Florida Senate Bill 220 passed both houses of the legislature unanimously and was signed by the governor on March 19, 2018. This act relates to bankruptcy matters in foreclosure proceedings. It authorizes lienholders to use certain documents filed under penalty of perjury in the defendant’s bankruptcy case as an admission in the mortgage foreclosure case. SB 220 applies to foreclosure cases filed on or after October 1, 2018.

The act creates a rebuttable presumption that the defendant has waived any defense to the foreclosure if a lienholder submits documents filed in the bankruptcy case evidencing the debtor’s intent to surrender the subject property — provided those documents have not been withdrawn by the defendant. Additionally, if a final order is entered in the defendant’s bankruptcy case which discharges the defendant’s debts or confirms the repayment plan that provides for the surrender of a property, that also creates the same rebuttable presumption. The defendant is not precluded, however, from raising a defense in the foreclosure action based on an action or inaction of the lienholder that is subsequent to the filing of the document in the bankruptcy case which evidenced the defendant’s intention to surrender the mortgaged property to the lienholder.

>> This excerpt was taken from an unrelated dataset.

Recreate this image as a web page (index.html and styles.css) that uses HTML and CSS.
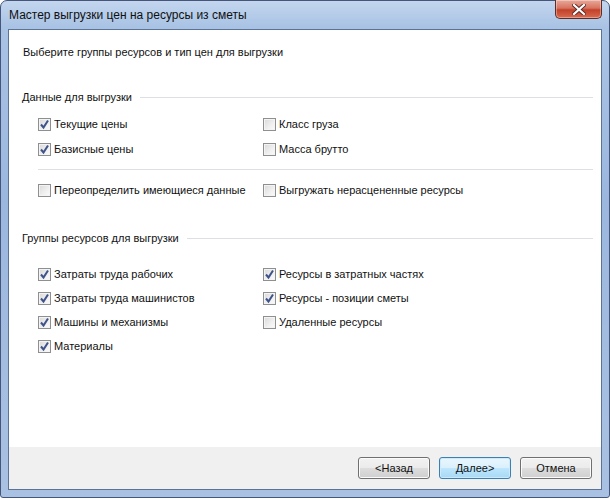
FILE: index.html
```html
<!DOCTYPE html>
<html lang="ru">
<head>
    <meta charset="UTF-8">
    <title>Мастер выгрузки цен на ресурсы из сметы</title>
    <link rel="stylesheet" href="styles.css">
</head>
<body>
    <div class="window">
        <div class="titlebar">
            <span class="title">Мастер выгрузки цен на ресурсы из сметы</span>
            <div class="close">
                <svg width="14" height="11" viewBox="0 0 14 11">
                    <path d="M2 1 L12 10 M12 1 L2 10" stroke="#5a2a25" stroke-width="4" stroke-linecap="square"/>
                    <path d="M2 1 L12 10 M12 1 L2 10" stroke="#ffffff" stroke-width="2.2" stroke-linecap="square"/>
                </svg>
            </div>
        </div>
        <div class="client">
            <div class="content">
                <p class="lead">Выберите группы ресурсов и тип цен для выгрузки</p>

                <div class="group-head head-data"><span>Данные для выгрузки</span></div>
                <div class="checks first">
                    <label class="check"><span class="box on"><svg width="11" height="11" viewBox="0 0 11 11"><path d="M2 5.5 L4.5 8.5 L9 1.5" fill="none" stroke="#3f5289" stroke-width="2"/></svg></span>Текущие цены</label>
                    <label class="check"><span class="box"></span>Класс груза</label>
                    <label class="check"><span class="box on"><svg width="11" height="11" viewBox="0 0 11 11"><path d="M2 5.5 L4.5 8.5 L9 1.5" fill="none" stroke="#3f5289" stroke-width="2"/></svg></span>Базисные цены</label>
                    <label class="check"><span class="box"></span>Масса брутто</label>
                </div>
                <div class="sep"></div>
                <div class="checks">
                    <label class="check"><span class="box"></span>Переопределить имеющиеся данные</label>
                    <label class="check"><span class="box"></span>Выгружать нерасцененные ресурсы</label>
                </div>

                <div class="group-head head-groups"><span>Группы ресурсов для выгрузки</span></div>
                <div class="checks tight">
                    <label class="check"><span class="box on"><svg width="11" height="11" viewBox="0 0 11 11"><path d="M2 5.5 L4.5 8.5 L9 1.5" fill="none" stroke="#3f5289" stroke-width="2"/></svg></span>Затраты труда рабочих</label>
                    <label class="check"><span class="box on"><svg width="11" height="11" viewBox="0 0 11 11"><path d="M2 5.5 L4.5 8.5 L9 1.5" fill="none" stroke="#3f5289" stroke-width="2"/></svg></span>Ресурсы в затратных частях</label>
                    <label class="check"><span class="box on"><svg width="11" height="11" viewBox="0 0 11 11"><path d="M2 5.5 L4.5 8.5 L9 1.5" fill="none" stroke="#3f5289" stroke-width="2"/></svg></span>Затраты труда машинистов</label>
                    <label class="check"><span class="box on"><svg width="11" height="11" viewBox="0 0 11 11"><path d="M2 5.5 L4.5 8.5 L9 1.5" fill="none" stroke="#3f5289" stroke-width="2"/></svg></span>Ресурсы - позиции сметы</label>
                    <label class="check"><span class="box on"><svg width="11" height="11" viewBox="0 0 11 11"><path d="M2 5.5 L4.5 8.5 L9 1.5" fill="none" stroke="#3f5289" stroke-width="2"/></svg></span>Машины и механизмы</label>
                    <label class="check"><span class="box"></span>Удаленные ресурсы</label>
                    <label class="check"><span class="box on"><svg width="11" height="11" viewBox="0 0 11 11"><path d="M2 5.5 L4.5 8.5 L9 1.5" fill="none" stroke="#3f5289" stroke-width="2"/></svg></span>Материалы</label>
                </div>
            </div>
            <div class="footer">
                <button class="btn">&lt;Назад</button>
                <button class="btn default">Далее&gt;</button>
                <button class="btn">Отмена</button>
            </div>
        </div>
    </div>
</body>
</html>
```

FILE: styles.css
```css
body {
    margin: 0;
    background: #ffffff;
    font-family: "Liberation Sans", Arial, sans-serif;
    font-size: 11px;
    color: #111111;
}

.window {
    width: 610px;
    height: 498px;
    box-sizing: border-box;
    border: 1px solid #45567a;
    border-radius: 7px 7px 3px 3px;
    background: linear-gradient(180deg, #c3d6ee 0px, #a9c3e5 26px, #9cb7de 200px, #a9c2e3 498px);
    padding: 0 7px 7px 7px;
    display: flex;
    flex-direction: column;
}

/* title bar */
.titlebar {
    height: 28px;
    display: flex;
    align-items: flex-start;
    justify-content: space-between;
}

.title {
    margin-top: 7px;
    margin-left: 1px;
    font-size: 12px;
    color: #101010;
}

.close {
    width: 47px;
    height: 19px;
    margin-top: -1px;
    margin-right: 0;
    box-sizing: border-box;
    border: 1px solid #5e2d28;
    border-top: none;
    border-radius: 0 0 5px 5px;
    background: linear-gradient(180deg, #e9a99a 0%, #d7735f 45%, #c2412a 55%, #d86a4f 100%);
    box-shadow: inset 0 0 0 1px rgba(255, 255, 255, 0.35);
    display: flex;
    align-items: center;
    justify-content: center;
}

/* client area */
.client {
    flex: 1;
    background: #ffffff;
    border: 1px solid #5d7396;
    display: flex;
    flex-direction: column;
}

.content {
    flex: 1;
    padding: 0 8px 0 13px;
}

.lead {
    margin: 14px 0 0 1px;
    line-height: 16px;
}

.group-head {
    display: flex;
    align-items: center;
    gap: 8px;
    line-height: 16px;
}

.group-head::after {
    content: "";
    flex: 1;
    height: 1px;
    background: #dcdfe3;
}

.head-data {
    margin-top: 29px;
}

.head-groups {
    margin-top: 28px;
}

.checks {
    display: grid;
    grid-template-columns: 225px auto;
    padding-left: 16px;
}

.checks.first {
    margin-top: 7px;
    row-gap: 1px;
}

.checks.tight {
    margin-top: 16px;
}

.check {
    height: 24px;
    display: flex;
    align-items: center;
    gap: 3px;
}

.box {
    width: 13px;
    height: 13px;
    box-sizing: border-box;
    border: 1px solid #8e8f8f;
    background: linear-gradient(135deg, #d9d9d9 0%, #f0f0f0 60%, #fbfbfb 100%);
    box-shadow: inset 0 0 0 1px #f4f4f4;
    display: flex;
    align-items: center;
    justify-content: center;
}

.sep {
    height: 1px;
    background: #dcdfe3;
    margin: 8px 0 8px 16px;
}

/* bottom button strip */
.footer {
    height: 42px;
    background: #f0f0f0;
    display: flex;
    justify-content: flex-end;
    align-items: center;
    gap: 9px;
    padding-right: 9px;
}

.btn {
    width: 72px;
    height: 22px;
    font-family: inherit;
    font-size: 11px;
    color: #111111;
    border: 1px solid #707070;
    border-radius: 3px;
    background: linear-gradient(180deg, #f2f2f2 0%, #ebebeb 50%, #dddddd 51%, #cfcfcf 100%);
    box-shadow: inset 0 0 0 1px #fbfbfb;
    padding: 0;
}

.btn.default {
    border-color: #3c7fb1;
    background: linear-gradient(180deg, #eaf6fd 0%, #d9f0fc 50%, #bee6fd 51%, #a7d9f5 100%);
    box-shadow: inset 0 0 0 1px #cbeafb;
}
```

This law will allow the plaintiff’s counsel in foreclosure proceedings to swiftly rebut defenses filed by borrowers who have surrendered the subject property in their bankruptcy case, as those defenses will be deemed as waived. Pleadings and orders entered in the bankruptcy cases can be reviewed to provide the state court with appropriate documentation evidencing the defendant’s intent to surrender the subject property.